So, after two years, I took a personality/career test. I
laughed at the results. The top five were some sort of teaching field (none of
which math, which is what I do now). But I remember being baffled at “Entrepreneur.”
I took it to mean one part of me was meant for business, but I really should go
into teaching, so I did and immediately enjoyed school again. On days I struggle
with the teaching profession—the stresses, the requirements, the misbehavior—I
think back on that one business result. I used to dream about opening a restaurant,
like that would be an easy solution. It wasn’t until this weekend that I
realized this result has nothing to do with “business” in the traditional
sense.
Writers, I realized, must be Entrepreneurs. But, instead of running a building and people, they are selling themselves. We are the traveling salesman, carrying our boxes of books to different locations in the hopes of success. At the signing I did this weekend, I had someone ask why my publisher doesn’t market for me. Part of my answer sounded like a playground child, but the other part was simple: any publisher will ask the authors to sell their work nowadays. They just don’t have a big budget for it. Some publishers do more than others, but authors can’t just stay in a room and write. They have to get out and sell, too. This is scary for someone who prefers solitary.

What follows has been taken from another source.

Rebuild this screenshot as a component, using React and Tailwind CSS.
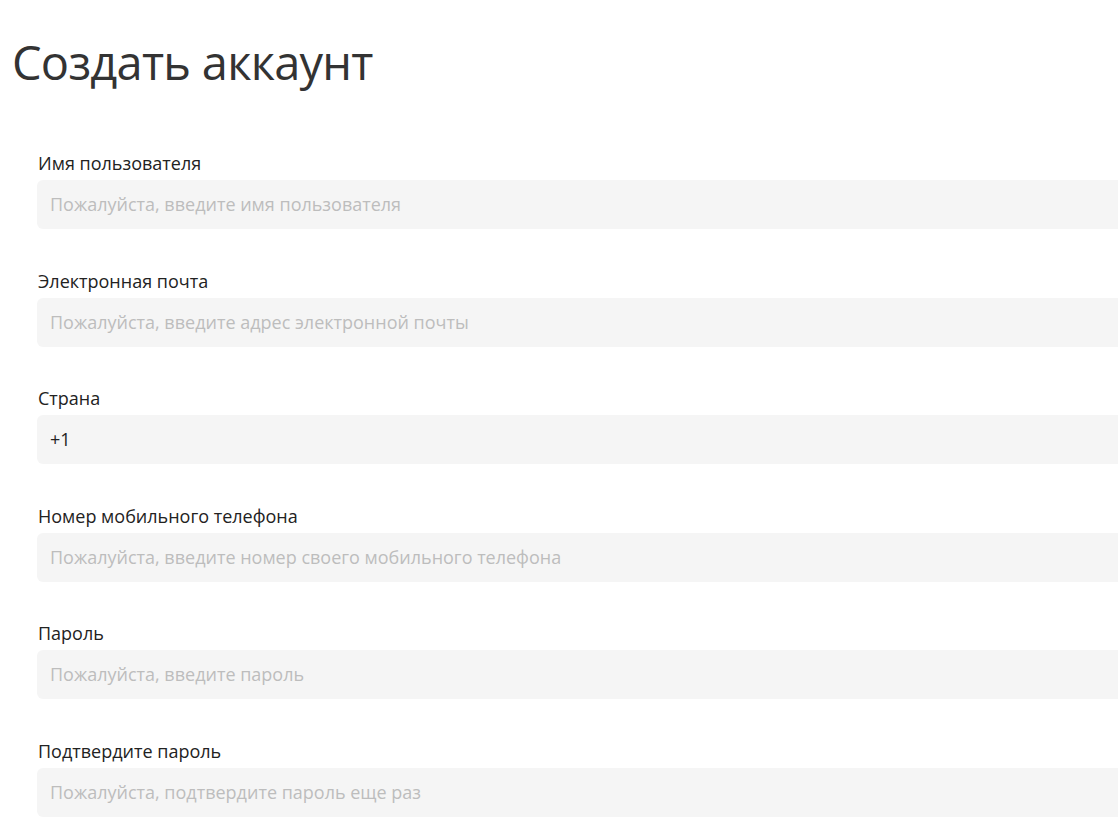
import React from "react";

const fields = [
  { label: "Имя пользователя", placeholder: "Пожалуйста, введите имя пользователя" },
  { label: "Электронная почта", placeholder: "Пожалуйста, введите адрес электронной почты" },
  { label: "Страна", value: "+1" },
  { label: "Номер мобильного телефона", placeholder: "Пожалуйста, введите номер своего мобильного телефона" },
  { label: "Пароль", placeholder: "Пожалуйста, введите пароль" },
  { label: "Подтвердите пароль", placeholder: "Пожалуйста, подтвердите пароль еще раз" },
];

export default function App() {
  return (
    <div
      className="w-[1118px] h-[835px] overflow-hidden bg-white"
      style={{ fontFamily: '"Open Sans", "Noto Sans", sans-serif' }}
    >
      <h1 className="pt-[32px] pl-[12px] text-[47px] leading-[60px] tracking-[-0.75px] text-[#333333] font-normal">
        Создать аккаунт
      </h1>
      <div className="pl-[37px] pt-[59px]">
        {fields.map((f) => (
          <div key={f.label} className="mb-[39.5px]">
            <div className="pl-[1px] text-[18px] leading-[24px] text-[#222222] mb-[5px]">
              {f.label}
            </div>
            <div className="w-[1100px] h-[49px] rounded-[6px] bg-[#f5f5f5] flex items-center px-[13px] text-[18px]">
              {f.value ? (
                <span className="text-[#222222]">{f.value}</span>
              ) : (
                <span className="text-[#bdbdbd]">{f.placeholder}</span>
              )}
            </div>
          </div>
        ))}
      </div>
    </div>
  );
}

We have to think of marketing tools and advertising. We have to think of branding and getting our name out there. We have to “think outside the box” doing things others do while making up our own paths in hopes of hitting something big. We are Entrepreneurs. Knowing this, I am glad to know that, while I struggle, I have a piece of this characteristic in me. It will suit me well in the profession I continually choose to pursue.